====== Data block ======
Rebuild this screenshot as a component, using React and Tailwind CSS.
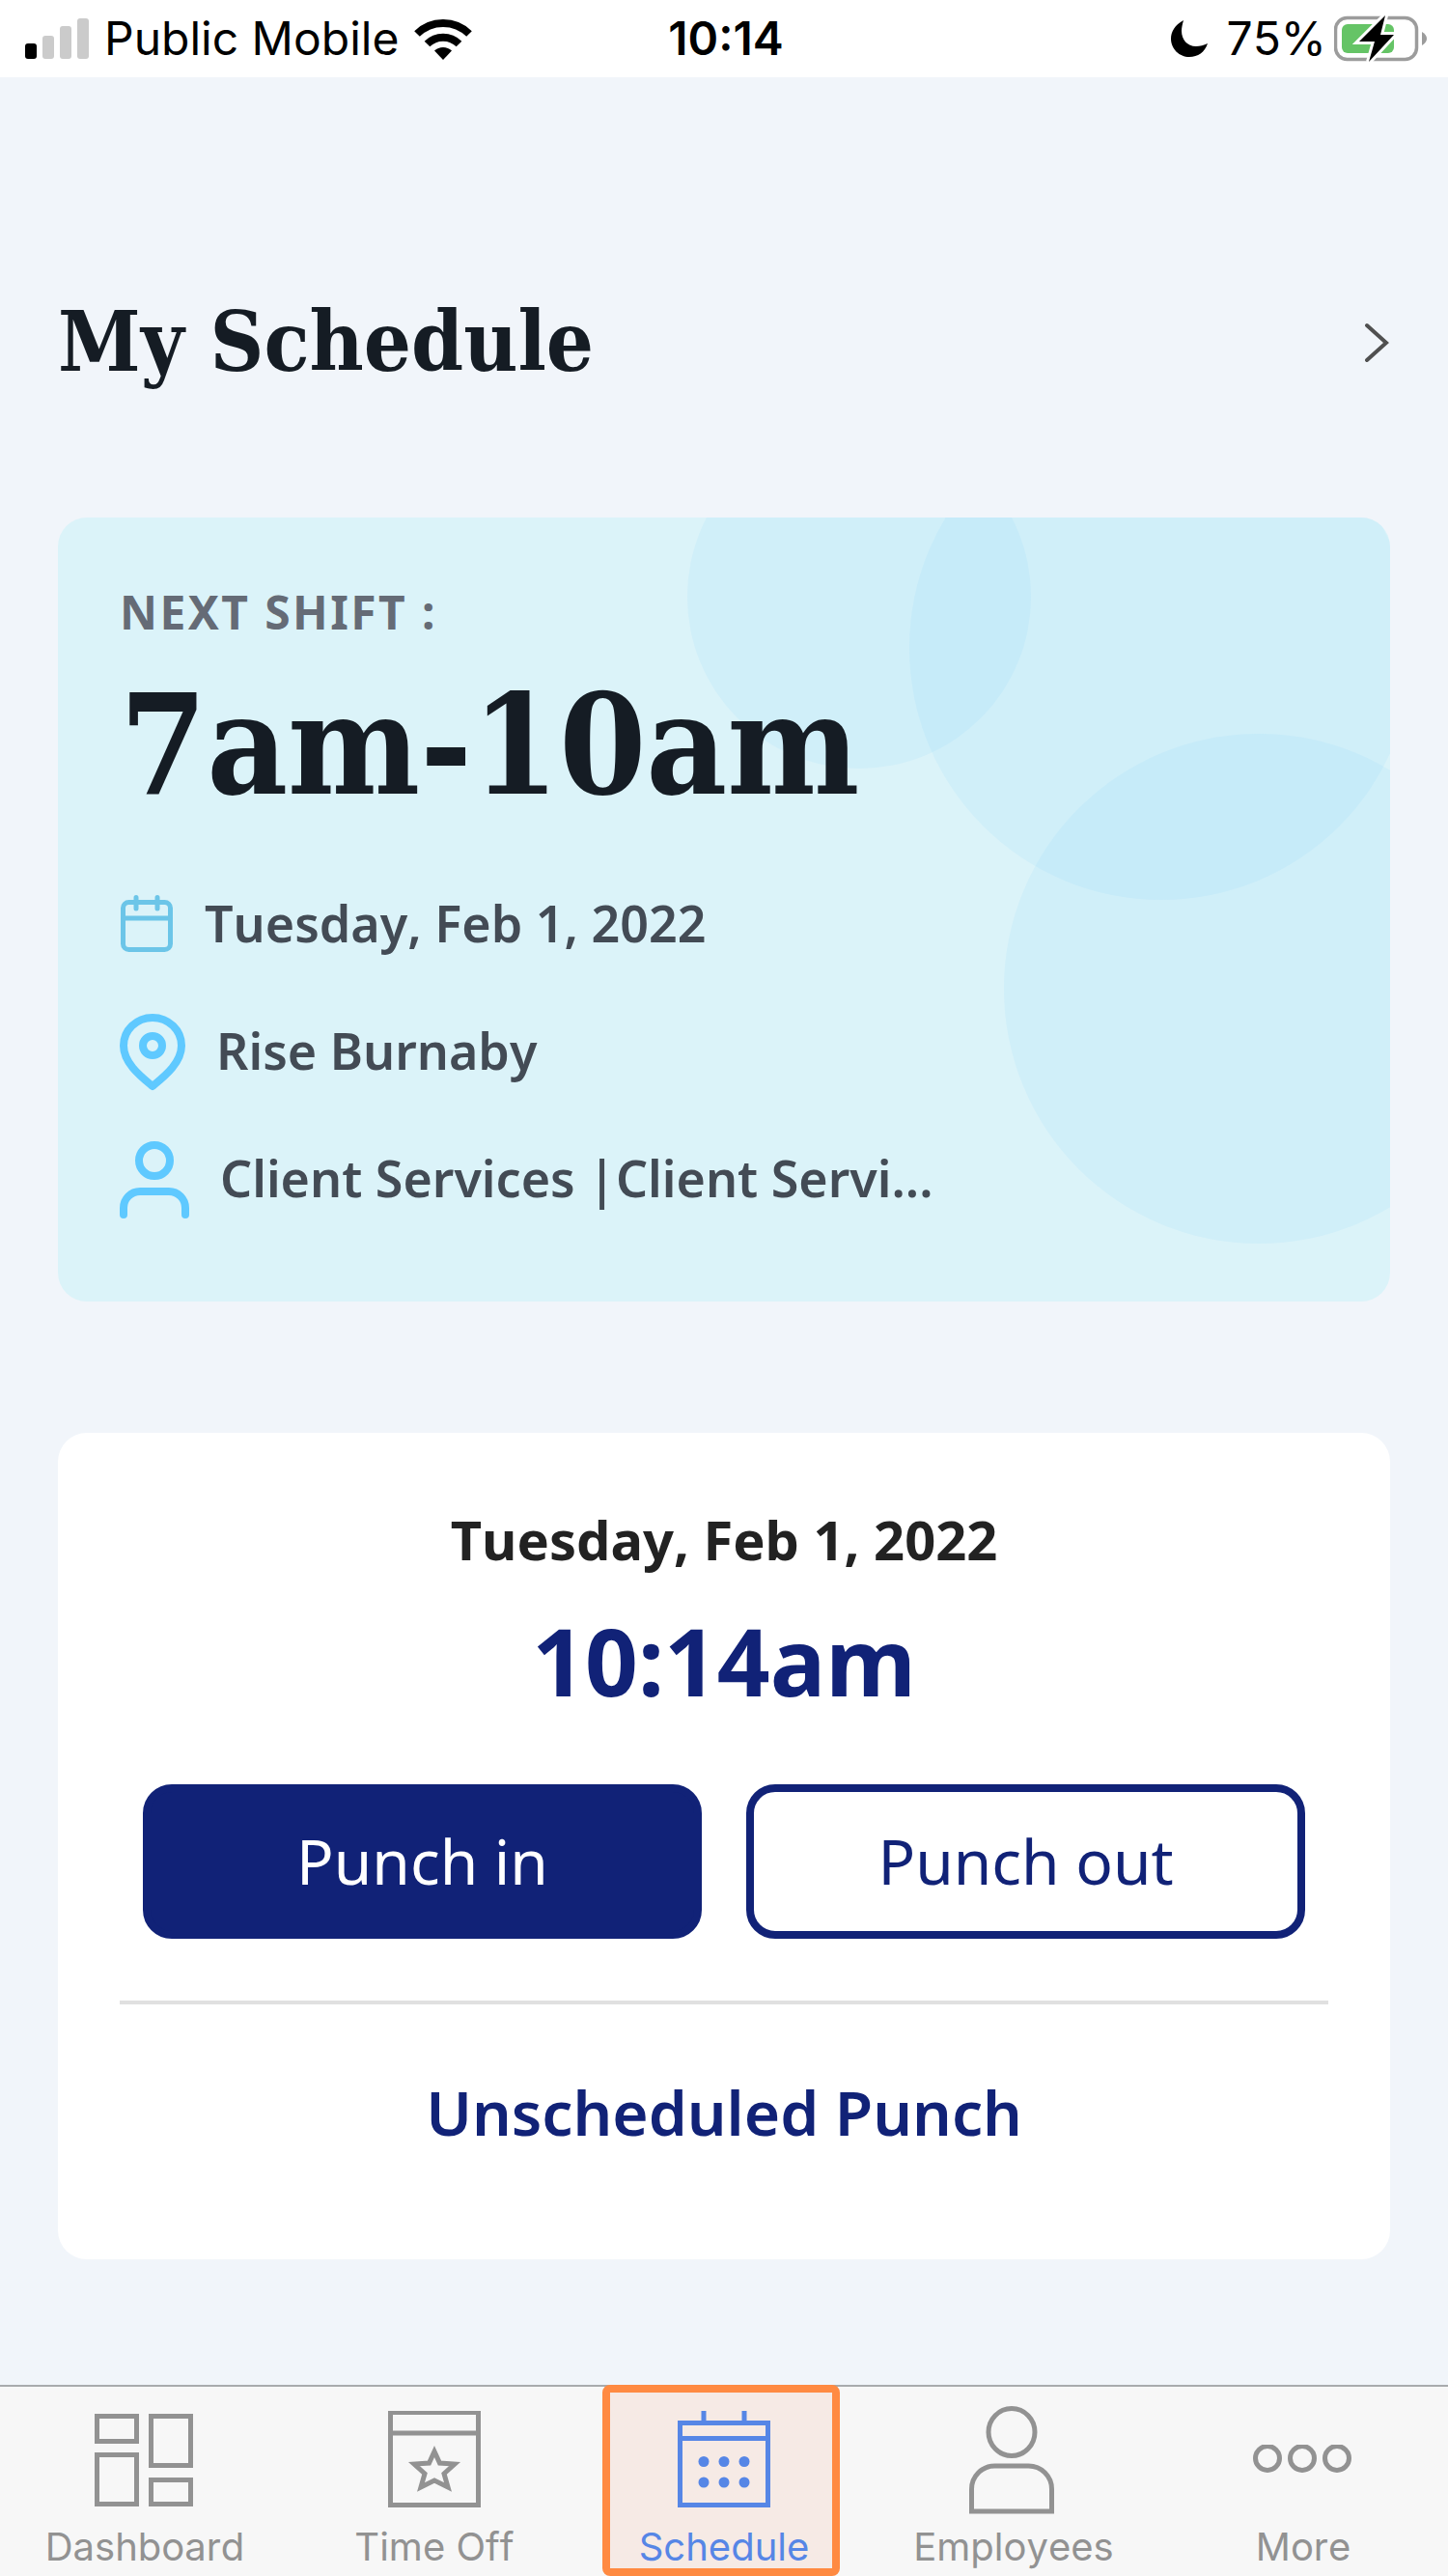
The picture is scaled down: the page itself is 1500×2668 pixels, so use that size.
const shiftCircles = [
  { cx: 830, cy: 82, r: 178 },
  { cx: 1143, cy: 135, r: 261 },
  { cx: 1244, cy: 488, r: 264 },
];

function SignalIcon() {
  return (
    <svg width="66" height="42" viewBox="0 0 66 42" aria-hidden>
      <rect x="0" y="26" width="12" height="16" rx="3" fill="#000" />
      <rect x="18" y="18" width="12" height="24" rx="3" fill="#cbcbcb" />
      <rect x="36" y="8" width="12" height="34" rx="3" fill="#cbcbcb" />
      <rect x="54" y="0" width="12" height="42" rx="3" fill="#cbcbcb" />
    </svg>
  );
}

function WifiIcon() {
  return (
    <svg width="60" height="44" viewBox="0 0 60 44" aria-hidden>
      <g fill="none" stroke="#000" strokeWidth="8">
        <path d="M3 17 A38.5 38.5 0 0 1 57 17" />
        <path d="M13.5 27.5 A23.5 23.5 0 0 1 46.5 27.5" />
      </g>
      <path d="M30 44 L21 34.5 A13 13 0 0 1 39 34.5 Z" />
    </svg>
  );
}

function MoonIcon() {
  return (
    <svg width="38" height="38" viewBox="0 0 38 38" aria-hidden>
      <path d="M13 0 C4 5 0 12 0 19 C0 30 9 38 19 38 C28 38 35 33 38 24 C34 26 30 27 26 27 C17 27 11 20 11 11 C11 7 12 4 13 0 Z" />
    </svg>
  );
}

function BatteryIcon() {
  return (
    <svg width="96" height="48" viewBox="0 0 96 48" aria-hidden>
      <rect x="1.5" y="2.5" width="84" height="43" rx="12" fill="none" stroke="#9c9c9c" strokeWidth="3.5" />
      <path d="M91 17 Q96 20 96 24 Q96 28 91 31 Z" fill="#9c9c9c" />
      <rect x="8" y="9" width="54" height="30" rx="6" fill="#65c466" />
      <path
        d="M53 0 L26 27 H42 L36 48 L62 20 H48 Z"
        fill="#000"
        stroke="#fff"
        strokeWidth="6"
        paintOrder="stroke"
      />
    </svg>
  );
}

function ChevronIcon() {
  return (
    <svg
      width="26"
      height="42"
      viewBox="0 0 26 42"
      fill="none"
      stroke="#505050"
      strokeWidth="4"
      strokeLinecap="round"
      aria-hidden
    >
      <path d="M2 4 L22 22 L2 40" />
    </svg>
  );
}

function DateIcon() {
  return (
    <svg
      width="56"
      height="60"
      viewBox="0 0 56 60"
      fill="none"
      stroke="#6cc5e8"
      strokeWidth="5"
      strokeLinecap="round"
      aria-hidden
    >
      <rect x="3.5" y="8.5" width="49" height="49" rx="6" />
      <path d="M4 25 H52 M17 3.5 V15 M39 3.5 V15" />
    </svg>
  );
}

function PinIcon() {
  return (
    <svg width="68" height="84" viewBox="0 0 68 84" fill="none" stroke="#5fc9ff" strokeWidth="8" aria-hidden>
      <path d="M34 79 C22 69 4 55 4 37 A30 29 0 0 1 64 37 C64 55 46 69 34 79 Z" strokeLinejoin="round" />
      <circle cx="34" cy="37" r="10" />
    </svg>
  );
}

function PersonIcon() {
  return (
    <svg
      width="72"
      height="84"
      viewBox="0 0 72 84"
      fill="none"
      stroke="#5fc9ff"
      strokeWidth="8"
      strokeLinecap="round"
      aria-hidden
    >
      <circle cx="36" cy="24" r="16" />
      <path d="M4 80 V73 A17 17 0 0 1 21 56 H51 A17 17 0 0 1 68 73 V80" />
    </svg>
  );
}

function DashboardTabIcon() {
  return (
    <svg width="104" height="96" viewBox="0 0 104 96" fill="none" stroke="currentColor" strokeWidth="5" aria-hidden>
      <rect x="2.5" y="2.5" width="41" height="26" />
      <rect x="2.5" y="42.5" width="41" height="51" />
      <rect x="58.5" y="2.5" width="41" height="51" />
      <rect x="58.5" y="68.5" width="41" height="25" />
    </svg>
  );
}

function TimeOffTabIcon() {
  return (
    <svg width="96" height="102" viewBox="0 0 96 102" fill="none" stroke="currentColor" strokeWidth="5" aria-hidden>
      <path d="M2.5 1.5 H93.5 V97.5 H2.5 Z M2.5 23 H93.5" />
      <path d="M48 42 L53.5 54 L69 55 L58 65 L62 79 L48 72 L34 79 L38 65 L27 55 L42.5 54 Z" />
    </svg>
  );
}

function ScheduleTabIcon() {
  return (
    <svg width="96" height="102" viewBox="0 0 96 102" fill="none" stroke="currentColor" strokeWidth="5" aria-hidden>
      <path d="M2.5 12.5 H93.5 V97.5 H2.5 Z M2.5 28.5 H93.5 M27 0 V12 M69 0 V12" />
      <g fill="currentColor" stroke="none">
        <circle cx="27" cy="52.5" r="5.5" />
        <circle cx="48" cy="52.5" r="5.5" />
        <circle cx="69" cy="52.5" r="5.5" />
        <circle cx="27" cy="74" r="5.5" />
        <circle cx="48" cy="74" r="5.5" />
        <circle cx="69" cy="74" r="5.5" />
      </g>
    </svg>
  );
}

function EmployeesTabIcon() {
  return (
    <svg width="92" height="112" viewBox="0 0 92 112" fill="none" stroke="currentColor" strokeWidth="5" aria-hidden>
      <ellipse cx="44" cy="27" rx="24" ry="24.5" />
      <path d="M2.5 109 V86 A24 24 0 0 1 26.5 62 H61.5 A24 24 0 0 1 85.5 86 V109 Z" />
    </svg>
  );
}

function MoreTabIcon() {
  return (
    <svg width="104" height="32" viewBox="0 0 104 32" fill="none" stroke="currentColor" strokeWidth="5" aria-hidden>
      <circle cx="15" cy="14" r="12.5" />
      <circle cx="51" cy="14" r="12.5" />
      <circle cx="87" cy="14" r="12.5" />
    </svg>
  );
}

const shiftDetails = [
  { icon: DateIcon, text: "Tuesday, Feb 1, 2022" },
  { icon: PinIcon, text: "Rise Burnaby" },
  { icon: PersonIcon, text: "Client Services |Client Servi..." },
];

const tabs = [
  { label: "Dashboard", icon: DashboardTabIcon },
  { label: "Time Off", icon: TimeOffTabIcon },
  { label: "Schedule", icon: ScheduleTabIcon, active: true },
  { label: "Employees", icon: EmployeesTabIcon },
  { label: "More", icon: MoreTabIcon },
];

function StatusBar() {
  return (
    <header className="grid h-20 grid-cols-[1fr_auto_1fr] items-center bg-white pr-[22px] pl-[26px] font-['Inter',sans-serif] text-[48px] leading-[48px] text-black">
      <div className="flex items-center gap-4">
        <SignalIcon />
        <span>Public Mobile</span>
        <WifiIcon />
      </div>
      <span className="font-semibold">10:14</span>
      <div className="flex items-center justify-end">
        <MoonIcon />
        <span className="mr-2 ml-5">75%</span>
        <BatteryIcon />
      </div>
    </header>
  );
}

function ShiftCard() {
  return (
    <section className="relative mt-[134px] overflow-hidden rounded-[30px] bg-[#dbf3f9] px-16 pt-[66px] pb-[88px]">
      <svg
        className="absolute top-0 right-0"
        width="1380"
        height="812"
        viewBox="0 0 1380 812"
        fill="#5fc9ff"
        fillOpacity="0.09"
        aria-hidden
      >
        {shiftCircles.map((c) => (
          <circle key={c.cx} cx={c.cx} cy={c.cy} r={c.r} />
        ))}
      </svg>
      <div className="relative">
        <h2 className="text-[48px] leading-[64px] font-bold tracking-wider text-[#656b76]">NEXT SHIFT :</h2>
        <p className="mt-[26px] font-['DejaVu_Serif_Condensed','DejaVu_Serif',serif] text-[144px] leading-[160px] font-bold text-[#151c24]">
          7am-10am
        </p>
        <ul className="mt-16 flex flex-col gap-[52px]">
          {shiftDetails.map(({ icon: Icon, text }) => (
            <li key={text} className="flex h-20 items-center gap-8">
              <Icon />
              <span className="text-[52px] leading-[80px] font-semibold text-[#434b55]">{text}</span>
            </li>
          ))}
        </ul>
      </div>
    </section>
  );
}

function PunchCard() {
  return (
    <section className="mt-[136px] rounded-[30px] bg-white px-16 pt-[70px] pb-[104px] text-center text-[#112277]">
      <h2 className="text-[56px] leading-[80px] font-bold text-[#222]">Tuesday, Feb 1, 2022</h2>
      <p className="mt-[30px] text-[96px] leading-[112px] font-bold">10:14am</p>
      <div className="mt-18 grid grid-cols-2 gap-[46px] px-6">
        <button
          type="button"
          className="h-40 rounded-[30px] border-8 border-[#112277] bg-[#112277] text-[64px] leading-[96px] text-white"
        >
          Punch in
        </button>
        <button
          type="button"
          className="h-40 rounded-[30px] border-8 border-[#112277] bg-white text-[64px] leading-[96px]"
        >
          Punch out
        </button>
      </div>
      <hr className="mt-16 border-t-4 border-[#e0e0e0]" />
      <a href="#unscheduled" className="mt-16 block text-[64px] leading-[96px] font-semibold">
        Unscheduled Punch
      </a>
    </section>
  );
}

function TabBar() {
  return (
    <nav className="grid grid-cols-5 border-t-2 border-[#a8abad] bg-[#f7f7f7] font-['Inter',sans-serif] text-[40px] leading-[48px] text-[#929292]">
      {tabs.map(({ label, icon: Icon, active }) => (
        <a
          key={label}
          href={`#${label}`}
          aria-current={active ? "page" : undefined}
          className={`relative flex flex-col items-center pt-5 pb-1.5 ${active ? "text-[#5686e6]" : ""}`}
        >
          {active && (
            <span className="absolute -top-0.5 right-[30px] bottom-0 left-6 rounded-lg border-8 border-[#ff8a42] bg-[#f6eae5]" />
          )}
          <span className="relative flex h-28 items-center">
            <Icon />
          </span>
          <span className="relative mt-2.5">{label}</span>
        </a>
      ))}
    </nav>
  );
}

export default function App() {
  return (
    <div className="flex min-h-screen flex-col bg-[#f1f5fa] font-['Noto_Sans',sans-serif] [font-kerning:none]">
      <StatusBar />
      <main className="flex-1 px-[60px] pt-[226px] pb-16">
        <div className="flex items-center justify-between">
          <h1 className="font-['DejaVu_Serif_Condensed','DejaVu_Serif',serif] text-[86px] leading-[96px] font-bold text-[#151c24]">
            My Schedule
          </h1>
          <a href="#schedule" aria-label="Open my schedule">
            <ChevronIcon />
          </a>
        </div>
        <ShiftCard />
        <PunchCard />
      </main>
      <TabBar />
    </div>
  );
}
======
What to do » State the number of lines in this listing that contain the string "page", and add nothing else.

Output of the task » 2